13 don’ts of promoting your marketing events

Having worked with dozens of large, medium and small companies in planning and promoting their marketing events, I’ve learned what can make events succeed or flop. So when investing your time and money promoting your next event, consider these tips to avoid learning the hard way.

Events are a great way to increase leads and move prospects along the sales cycle. But you’ve got to promote them well to maximize the number of prospective customers who will attend.

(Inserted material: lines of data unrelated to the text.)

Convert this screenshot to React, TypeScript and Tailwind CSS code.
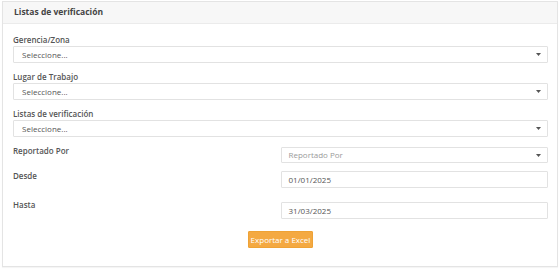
import React from 'react'

function Caret() {
  return (
    <svg width="5" height="3" viewBox="0 0 5 3" className="shrink-0">
      <path d="M0 0 L5 0 L2.5 3 Z" fill="#555" />
    </svg>
  )
}

function SelectBox({ text, muted = false }: { text: string; muted?: boolean }) {
  return (
    <div className="flex h-[17px] items-center justify-between rounded-[1px] border border-[#e2e2e2] bg-white pl-[8px] pr-[6px]">
      <span className={muted ? 'text-[#9a9a9a]' : 'text-[#555]'}>{text}</span>
      <Caret />
    </div>
  )
}

function DateBox({ value }: { value: string }) {
  return (
    <div className="flex h-[17px] items-center rounded-[1px] border border-[#e2e2e2] bg-white pl-[7px] text-[#555]">
      {value}
    </div>
  )
}

export default function App() {
  return (
    <div className="min-h-screen bg-white pl-[2px] pt-[1px] font-['Open_Sans',sans-serif] text-[8px]">
      <div className="h-[266px] w-[556px] border border-[#e4e4e4] bg-white shadow-[0_1px_1px_rgba(0,0,0,0.04)]">
        {/* Header */}
        <div className="flex h-[22px] items-center border-b border-[#ebebeb] bg-[#f7f7f7] px-[11px]">
          <h3 className="text-[8.5px] font-bold text-[#444]">Listas de verificación</h3>
        </div>

        {/* Form */}
        <div className="pl-[10px] pr-[9px] pt-[10px]">
          {['Gerencia/Zona', 'Lugar de Trabajo', 'Listas de verificación'].map((label, i) => (
            <div key={label} className={i > 0 ? 'mt-[8px]' : ''}>
              <div className="leading-[12px] font-semibold text-[#555]">{label}</div>
              <SelectBox text="Seleccione..." />
            </div>
          ))}

          <div className="mt-[10px] grid grid-cols-2 items-start">
            <div className="-mt-[2px] leading-[11px] font-semibold text-[#555]">Reportado Por</div>
            <div className="flex h-[16px] items-center justify-between rounded-[1px] border border-[#e2e2e2] bg-white pl-[7px] pr-[6px]">
              <span className="text-[#9a9a9a]">Reportado Por</span>
              <Caret />
            </div>
          </div>

          <div className="mt-[8px] grid grid-cols-2 items-start">
            <div className="-mt-[1px] leading-[11px] font-semibold text-[#555]">Desde</div>
            <DateBox value="01/01/2025" />
          </div>

          <div className="mt-[14px] grid grid-cols-2 items-start">
            <div className="-mt-[3px] leading-[11px] font-semibold text-[#555]">Hasta</div>
            <DateBox value="31/03/2025" />
          </div>

          <div className="mt-[12px] flex justify-center">
            <button className="h-[17px] w-[65px] rounded-[1px] border border-[#eea236] bg-[#f4a942] text-[8px] text-white">
              Exportar a Excel
            </button>
          </div>
        </div>
      </div>
    </div>
  )
}
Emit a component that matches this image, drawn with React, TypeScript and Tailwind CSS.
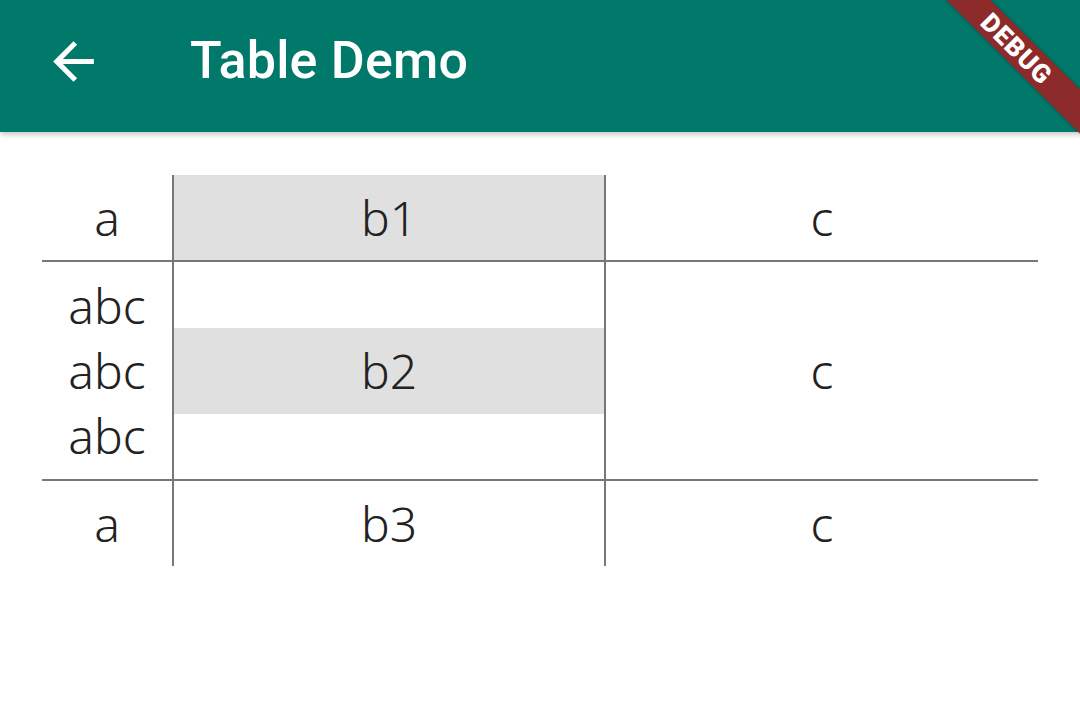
import React from 'react';

const cellText = 'text-[48px] leading-[65px] text-[#222222] font-light';

const Cell: React.FC<{ children?: React.ReactNode; className?: string }> = ({ children, className = '' }) => (
  <div className={`flex items-center justify-center py-[10px] ${className}`}>{children}</div>
);

export default function App() {
  return (
    <div className="relative w-[1080px] h-[706px] overflow-hidden bg-white" style={{ fontFamily: '"Noto Sans", "Open Sans", sans-serif' }}>
      {/* App bar */}
      <div className="relative z-10 h-[132px] bg-[#00796b] flex items-center pb-[10px] shadow-[0_2px_6px_rgba(0,0,0,0.25)]">
        <svg className="ml-[43px] w-[61px] h-[61px]" viewBox="0 0 24 24" fill="white">
          <path d="M20 11H7.83l5.59-5.59L12 4l-8 8 8 8 1.41-1.41L7.83 13H20v-2z" />
        </svg>
        <h1
          className="ml-[86px] text-[52px] font-medium text-white tracking-[0.2px]"
          style={{ fontFamily: 'Roboto, "Noto Sans", sans-serif' }}
        >
          Table Demo
        </h1>
      </div>

      {/* Debug banner */}
      <div className="absolute z-20 left-[914px] top-[40px] w-[220px] h-[31px] rotate-45 bg-[#8d2a2a] flex items-center justify-center shadow-[0_0_4px_rgba(0,0,0,0.3)]">
        <span
          className="-translate-x-[10px] text-white text-[26px] font-black leading-none tracking-[1px]"
          style={{ fontFamily: 'Roboto, "DejaVu Sans", sans-serif' }}
        >
          DEBUG
        </span>
      </div>

      {/* Table */}
      <div className={`ml-[42px] mt-[43px] w-[996px] grid grid-cols-[132px_432px_432px] ${cellText}`}>
        <Cell className="border-r-2 border-b-2 border-[#777777]">a</Cell>
        <Cell className="border-r-2 border-b-2 border-[#777777] bg-[#e0e0e0]">b1</Cell>
        <Cell className="border-b-2 border-[#777777]">c</Cell>

        <Cell className="border-r-2 border-b-2 border-[#777777] py-[11px]">
          <div className="flex flex-col items-center">
            <span>abc</span>
            <span>abc</span>
            <span>abc</span>
          </div>
        </Cell>
        <Cell className="border-r-2 border-b-2 border-[#777777]">
          <div className="w-full h-[86px] bg-[#e0e0e0] flex items-center justify-center">b2</div>
        </Cell>
        <Cell className="border-b-2 border-[#777777]">c</Cell>

        <Cell className="border-r-2 border-[#777777]">a</Cell>
        <Cell className="border-r-2 border-[#777777]">b3</Cell>
        <Cell>c</Cell>
      </div>
    </div>
  );
}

  1. Don’t use a writer within the company just because they’re an employee, if they’re not up to the task. Freelance writers may get better results.
  2. Don’t hire a freelance writer who doesn’t have experience with direct marketing or promotional writing. Having an experienced writer will have a direct benefit in terms of attendance.
  3. Don’t assume your audience already understands the value of participating in your event. Provide thorough copy and detailed benefits to show there’s valuable information and that your event is worth the time and energy to attend.
  4. Don’t let grammatical errors or typos slip through.
  5. Don’t assume URLs, phone numbers, email addresses and directions are correct and working properly until you test each one.
  6. Don’t focus on selling the company, sell the benefits of the event to bring in the attendees.
  7. Don’t leave out positive comments from others who’ve attended.
  8. Don’t have a dull headline without clear benefits. Generate excitement and interest to make a good first impression. For example, “7 Marketing Mistakes That Can Cost You Big Bucks– and How to Avoid Them.”
  9. Don’t use formal invitations or postcards. Generally, registrations plummet with these types of pieces because there’s no room for details.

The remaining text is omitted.